┏━━

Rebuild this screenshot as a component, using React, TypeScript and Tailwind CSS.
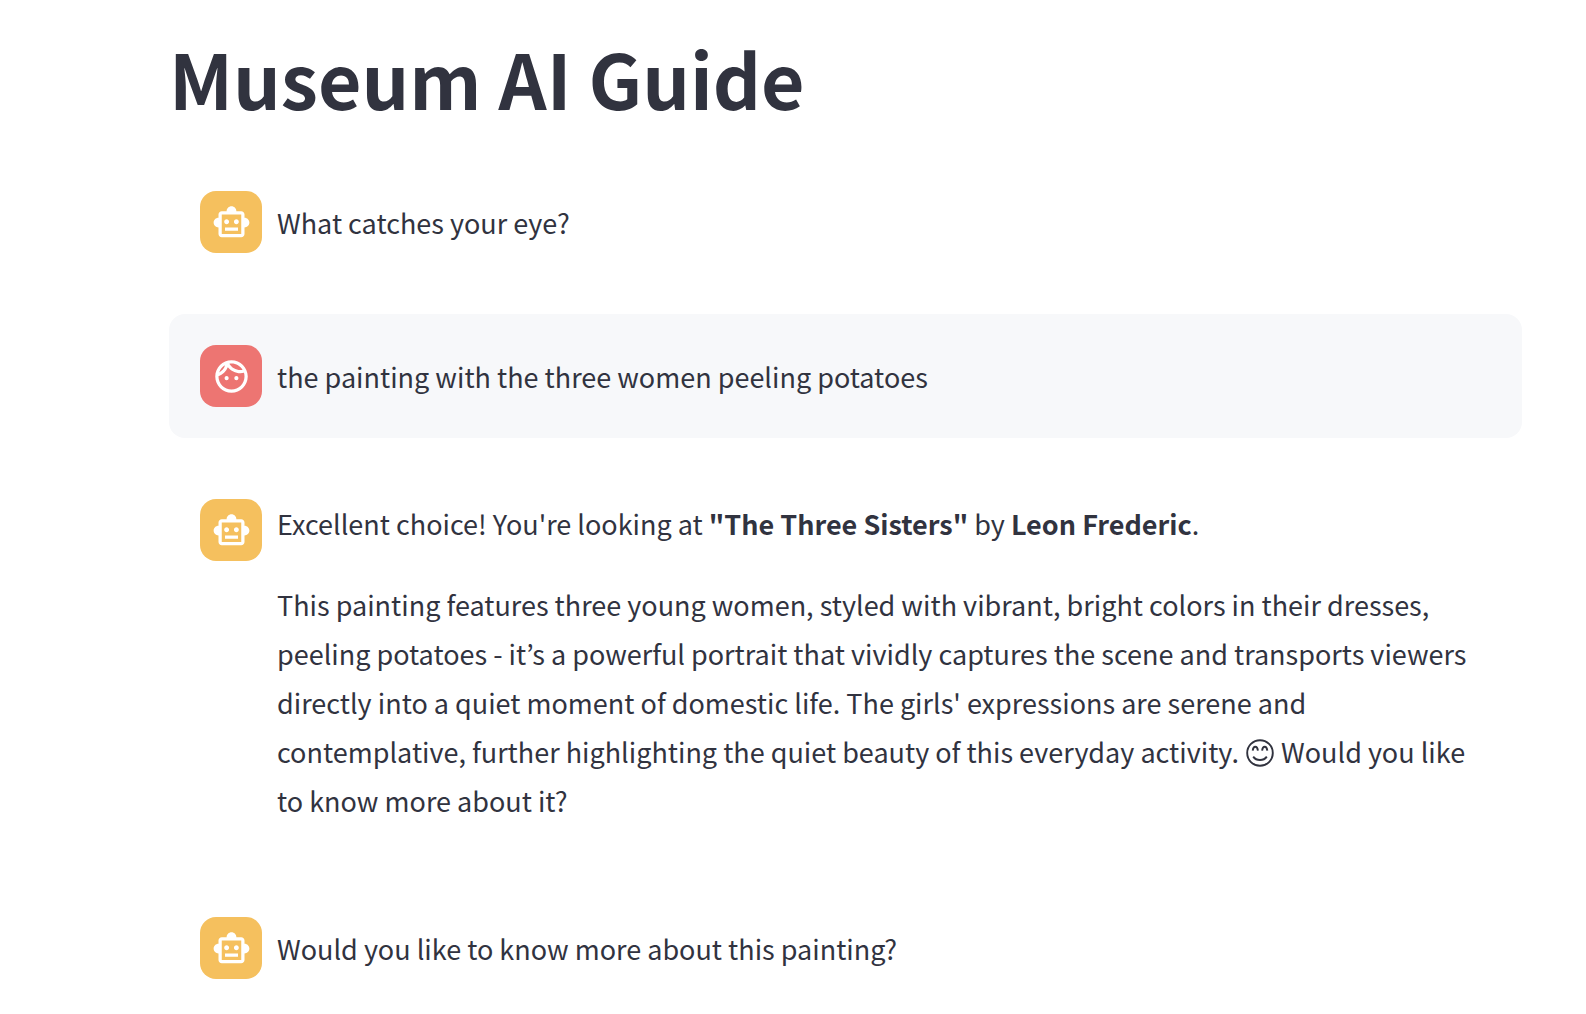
import React from "react";

function BotIcon() {
  return (
    <svg viewBox="0 0 24 24" className="size-[39px]" fill="currentColor" aria-hidden="true">
      <path d="M20 9V7c0-1.100-.9-2-2-2h-3c0-1.660-1.340-3-3-3S9 3.340 9 5H6c-1.100 0-2 .9-2 2v2c-1.660 0-3 1.340-3 3s1.340 3 3 3v4c0 1.100.9 2 2 2h12c1.100 0 2-.9 2-2v-4c1.660 0 3-1.340 3-3s-1.340-3-3-3zm-2 10H6V7h12v12zm-9-6c-.83 0-1.500-.67-1.500-1.500S8.170 10 9 10s1.500.67 1.500 1.500S9.830 13 9 13zm7.500-1.500c0 .83-.67 1.500-1.500 1.500s-1.500-.67-1.500-1.500.67-1.500 1.500-1.500 1.500.67 1.500 1.500zM8 15h8v2H8v-2z" />
    </svg>
  );
}

function FaceIcon() {
  return (
    <svg viewBox="0 0 24 24" className="size-[39px]" fill="currentColor" aria-hidden="true">
      <path d="M10.250 13c0 .69-.56 1.250-1.250 1.250S7.750 13.690 7.750 13s.56-1.250 1.250-1.250 1.250.56 1.250 1.250zM15 11.750c-.69 0-1.250.56-1.250 1.250s.56 1.250 1.250 1.250 1.250-.56 1.250-1.250-.56-1.250-1.250-1.250zm7 .250c0 5.520-4.480 10-10 10S2 17.520 2 12 6.480 2 12 2s10 4.480 10 10zM10.660 4.120C12.060 6.440 14.600 8 17.500 8c.46 0 .91-.05 1.340-.12C17.440 5.560 14.900 4 12 4c-.46 0-.91.05-1.340.12zM4.420 9.470c1.710-.97 3.030-2.550 3.660-4.440C6.370 6 5.050 7.580 4.420 9.470zM20 12c0-.78-.12-1.530-.33-2.240-.7.150-1.420.240-2.170.240-3.130 0-5.920-1.440-7.760-3.690C8.690 8.870 6.600 10.880 4 11.860c.01.040 0 .09 0 .14 0 4.410 3.590 8 8 8s8-3.590 8-8z" />
    </svg>
  );
}

function SmileIcon() {
  return (
    <svg
      viewBox="0 0 28 28"
      className="mx-px inline size-7 align-[-4px]"
      fill="none"
      stroke="currentColor"
      strokeWidth="1.900"
      role="img"
      aria-label="😊"
    >
      <circle cx="14" cy="14" r="12.800" />
      <path d="M6.700 11.600c.5-5.200 4.700-5.200 5.200 0M16.100 11.600c.5-5.200 4.700-5.200 5.200 0M7.200 17.600c3.200 4.600 10.400 4.600 13.600 0" />
    </svg>
  );
}

type Role = "assistant" | "user";

function Message({ role, children }: { role: Role; children: React.ReactNode }) {
  const isUser = role === "user";
  return (
    <article className={isUser ? "flex gap-[15px] rounded-2xl bg-[#f7f8fa] p-[31px]" : "flex gap-[15px] p-[31px]"}>
      <div
        className={
          isUser
            ? "flex size-[62px] shrink-0 items-center justify-center rounded-2xl bg-[#ed7572] text-white"
            : "flex size-[62px] shrink-0 items-center justify-center rounded-2xl bg-[#f5c05e] text-white"
        }
      >
        {isUser ? <FaceIcon /> : <BotIcon />}
      </div>
      <div className="min-w-0 flex-1 self-center text-[27px] leading-[49px]">{children}</div>
    </article>
  );
}

export default function App() {
  return (
    <main className="min-h-screen bg-white pt-8 pr-16 pl-[169px] font-['Noto_Sans_CJK_KR',sans-serif] text-[#31333f]">
      <h1 className="text-[75px] leading-[92px] font-bold">Museum AI Guide</h1>
      <section className="mt-9 flex flex-col gap-[30px]" aria-label="Conversation">
        <Message role="assistant">What catches your eye?</Message>
        <Message role="user">the painting with the three women peeling potatoes</Message>
        <Message role="assistant">
          <p>
            Excellent choice! You're looking at <strong className="font-semibold">"The Three Sisters"</strong> by{" "}
            <strong className="font-semibold">Leon Frederic</strong>.
          </p>
          <p className="mt-8">
            This painting features three young women, styled with vibrant, bright colors in their dresses, peeling
            potatoes - it’s a powerful portrait that vividly captures the scene and transports viewers directly into a
            quiet moment of domestic life. The girls' expressions are serene and contemplative, further highlighting the
            quiet beauty of this everyday activity. <SmileIcon /> Would you like to know more about it?
          </p>
        </Message>
        <Message role="assistant">Would you like to know more about this painting?</Message>
      </section>
    </main>
  );
}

┗━━

Quote everything in the listing above exactly; pictures are the only thing to omit.

→ **RESPONSE TO THIS EXERCISE**:
Rebuild this screenshot as a component, using React, TypeScript and Tailwind CSS.
import React from "react";

function BotIcon() {
  return (
    <svg viewBox="0 0 24 24" className="size-[39px]" fill="currentColor" aria-hidden="true">
      <path d="M20 9V7c0-1.100-.9-2-2-2h-3c0-1.660-1.340-3-3-3S9 3.340 9 5H6c-1.100 0-2 .9-2 2v2c-1.660 0-3 1.340-3 3s1.340 3 3 3v4c0 1.100.9 2 2 2h12c1.100 0 2-.9 2-2v-4c1.660 0 3-1.340 3-3s-1.340-3-3-3zm-2 10H6V7h12v12zm-9-6c-.83 0-1.500-.67-1.500-1.500S8.170 10 9 10s1.500.67 1.500 1.500S9.830 13 9 13zm7.500-1.500c0 .83-.67 1.500-1.500 1.500s-1.500-.67-1.500-1.500.67-1.500 1.500-1.500 1.500.67 1.500 1.500zM8 15h8v2H8v-2z" />
    </svg>
  );
}

function FaceIcon() {
  return (
    <svg viewBox="0 0 24 24" className="size-[39px]" fill="currentColor" aria-hidden="true">
      <path d="M10.250 13c0 .69-.56 1.250-1.250 1.250S7.750 13.690 7.750 13s.56-1.250 1.250-1.250 1.250.56 1.250 1.250zM15 11.750c-.69 0-1.250.56-1.250 1.250s.56 1.250 1.250 1.250 1.250-.56 1.250-1.250-.56-1.250-1.250-1.250zm7 .250c0 5.520-4.480 10-10 10S2 17.520 2 12 6.480 2 12 2s10 4.480 10 10zM10.660 4.120C12.060 6.440 14.600 8 17.500 8c.46 0 .91-.05 1.340-.12C17.440 5.560 14.900 4 12 4c-.46 0-.91.05-1.340.12zM4.420 9.470c1.710-.97 3.030-2.550 3.660-4.440C6.370 6 5.050 7.580 4.420 9.470zM20 12c0-.78-.12-1.530-.33-2.240-.7.150-1.420.240-2.170.240-3.130 0-5.920-1.440-7.760-3.690C8.690 8.870 6.600 10.880 4 11.860c.01.040 0 .09 0 .14 0 4.410 3.590 8 8 8s8-3.590 8-8z" />
    </svg>
  );
}

function SmileIcon() {
  return (
    <svg
      viewBox="0 0 28 28"
      className="mx-px inline size-7 align-[-4px]"
      fill="none"
      stroke="currentColor"
      strokeWidth="1.900"
      role="img"
      aria-label="😊"
    >
      <circle cx="14" cy="14" r="12.800" />
      <path d="M6.700 11.600c.5-5.200 4.700-5.200 5.200 0M16.100 11.600c.5-5.200 4.700-5.200 5.200 0M7.200 17.600c3.200 4.600 10.400 4.600 13.600 0" />
    </svg>
  );
}

type Role = "assistant" | "user";

function Message({ role, children }: { role: Role; children: React.ReactNode }) {
  const isUser = role === "user";
  return (
    <article className={isUser ? "flex gap-[15px] rounded-2xl bg-[#f7f8fa] p-[31px]" : "flex gap-[15px] p-[31px]"}>
      <div
        className={
          isUser
            ? "flex size-[62px] shrink-0 items-center justify-center rounded-2xl bg-[#ed7572] text-white"
            : "flex size-[62px] shrink-0 items-center justify-center rounded-2xl bg-[#f5c05e] text-white"
        }
      >
        {isUser ? <FaceIcon /> : <BotIcon />}
      </div>
      <div className="min-w-0 flex-1 self-center text-[27px] leading-[49px]">{children}</div>
    </article>
  );
}

export default function App() {
  return (
    <main className="min-h-screen bg-white pt-8 pr-16 pl-[169px] font-['Noto_Sans_CJK_KR',sans-serif] text-[#31333f]">
      <h1 className="text-[75px] leading-[92px] font-bold">Museum AI Guide</h1>
      <section className="mt-9 flex flex-col gap-[30px]" aria-label="Conversation">
        <Message role="assistant">What catches your eye?</Message>
        <Message role="user">the painting with the three women peeling potatoes</Message>
        <Message role="assistant">
          <p>
            Excellent choice! You're looking at <strong className="font-semibold">"The Three Sisters"</strong> by{" "}
            <strong className="font-semibold">Leon Frederic</strong>.
          </p>
          <p className="mt-8">
            This painting features three young women, styled with vibrant, bright colors in their dresses, peeling
            potatoes - it’s a powerful portrait that vividly captures the scene and transports viewers directly into a
            quiet moment of domestic life. The girls' expressions are serene and contemplative, further highlighting the
            quiet beauty of this everyday activity. <SmileIcon /> Would you like to know more about it?
          </p>
        </Message>
        <Message role="assistant">Would you like to know more about this painting?</Message>
      </section>
    </main>
  );
}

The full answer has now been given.